Some people have wondered why we're yet to write about Microsoft's recently-announced relaunch of Games For Windows. I wondered too, and eventually settled on it being something to do with just how tainted that name is now. After all these years of confusing marketing and frustrating attempts to regulate multiplayer, so many PC gaming brains either skip right over it or focus into some manner of cranial snarl at its mere mention. Well, let's resist that impulse and strive for a little understanding.

Here's the plan: Microsoft are rebooting Games For Window again, but this time around it's about trying to make that strange, cludgy brand be associated with something other than irksome sign-in screens. How are they doing it? By putting its Marketplace element head-to-head with Steam.

Well, inevitably they're claiming that's not their plan, and that they're offering an entirely different prospect, but it'd be madness to pretend this digital distribution store for contemporary PC games had any other target for regicide. The headline news for the overhauled Games For Windows Live Marketplace (that being the game-selling element of the sprawling GFW brand) is that it will no longer be shackled to titles which use the still superlative-inducingly irritating Games For Windows Live multiplayer/community/savegame-imprisoning tech. Yep, normal, unLive PC games will be allowed into this new Microsoft store. It's very much a separate entity from Live, in fact.

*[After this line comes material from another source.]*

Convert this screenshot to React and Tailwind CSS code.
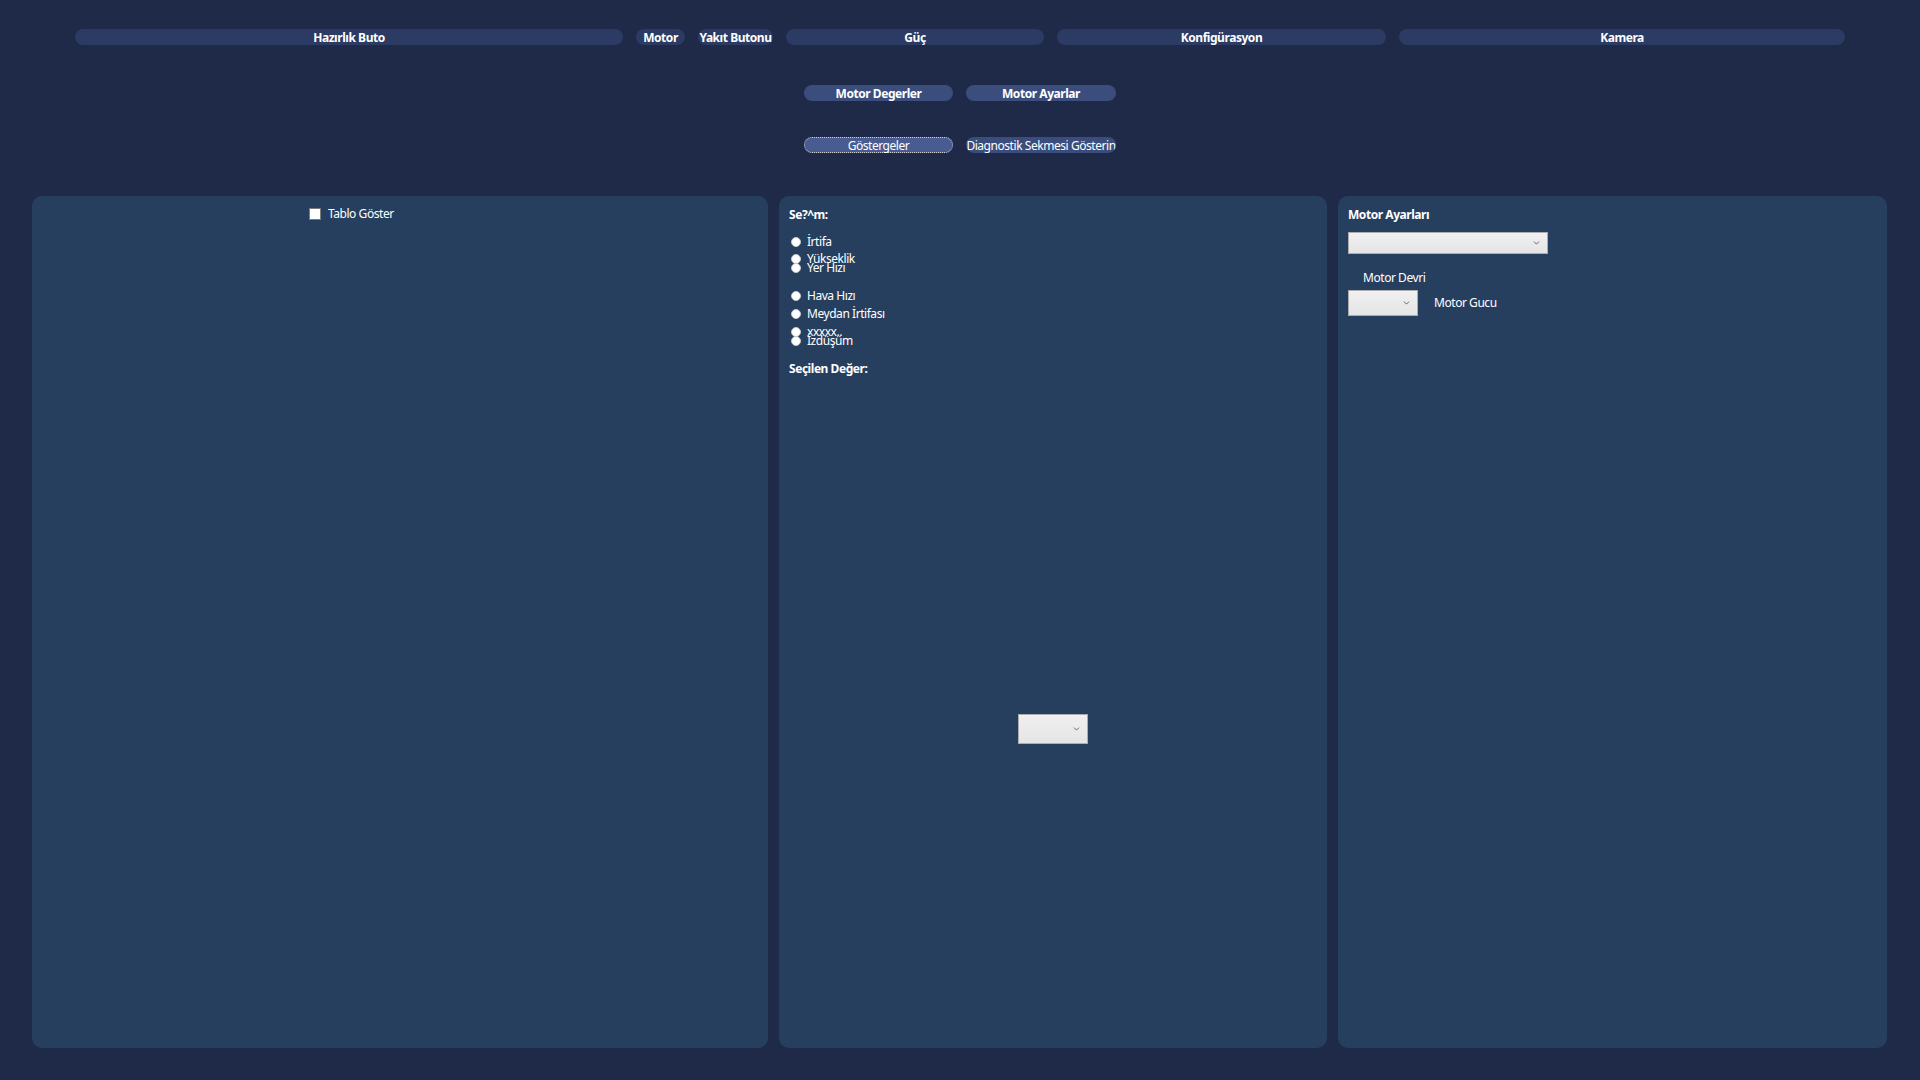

It's promising flexibility too: less rigid program shells than Steam, and cheery support for whatever DRM-nastiness each publisher or developer wants or doesn't want. So it could well turn out to be more palatable for those who can't abide Steam: unless, of course, publishers take it as carte blanche to load on even more copy protection.

The other Big Wow points are that a client will no longer be mandatory - in most cases sales and downloads will be orchestrated via a browser. In addition, you don't gave to buy those silly Microsoft Points: direct credit card sales are supported.

So, all the proprietary guff is gone, and Microsoft are instead offering us something... Normal. By their control- freak standards, that's revelatory.

The degree to which this will be a bona fide backing down remains to be seen - one of the other recurring themes in the three million and seven interviews the new GFWM boss Peter Orullian (who, tellingly, headed up a lot of the Xbox Live Marketplace stuff) is that Microsoft are apparently "doubling down" on the PC as a gaming platform. We've heard them bang on about how they still love the PC a bunch of times in the past and it's not really turned out to have meant anything, but I do start to believe they could mean it this time. With Apple on the ascendant in gaming-land and Facebook and Steam both having pretty tight grips on key aspects of PC gaming, perhaps MS are finally compelled to truly fight their old corner again.

We'll just have to see how this new store pans out when it launches in mid-November. Will it display resolve and consideration, or will it be another bloated half-measure? Twinned with that is the pre-order exclusive they've mentioned, and which everyone in their right mind is expecting to be Fable III. Will it be cheaper than retail, will it be a proper PC version and not full of Xbox iconography and Live nag screens? If Microsoft want our faith in this new store - if they want us to consider upping sticks from tried and tested alternatives - they need to earn it. I'm very curious to see what they do.

It's due around about November 15, with 100 titles planned at launch. For more, here's some interviews.

There isn't, you'll note, an interview by us - which is odd, given Microsoft have been cap in hand to a whole host of multi-platform game sites with this one. Blowing RPS' own trumpet (missus) makes me incredibly uncomfortable, but that probably the world's biggest PC gaming blog hasn't heard directly from anyone at Microsoft about this "doubling down on PC gaming" plan can't help but speak volumes to me. Hmm. Again, let's see what November brings, anyway.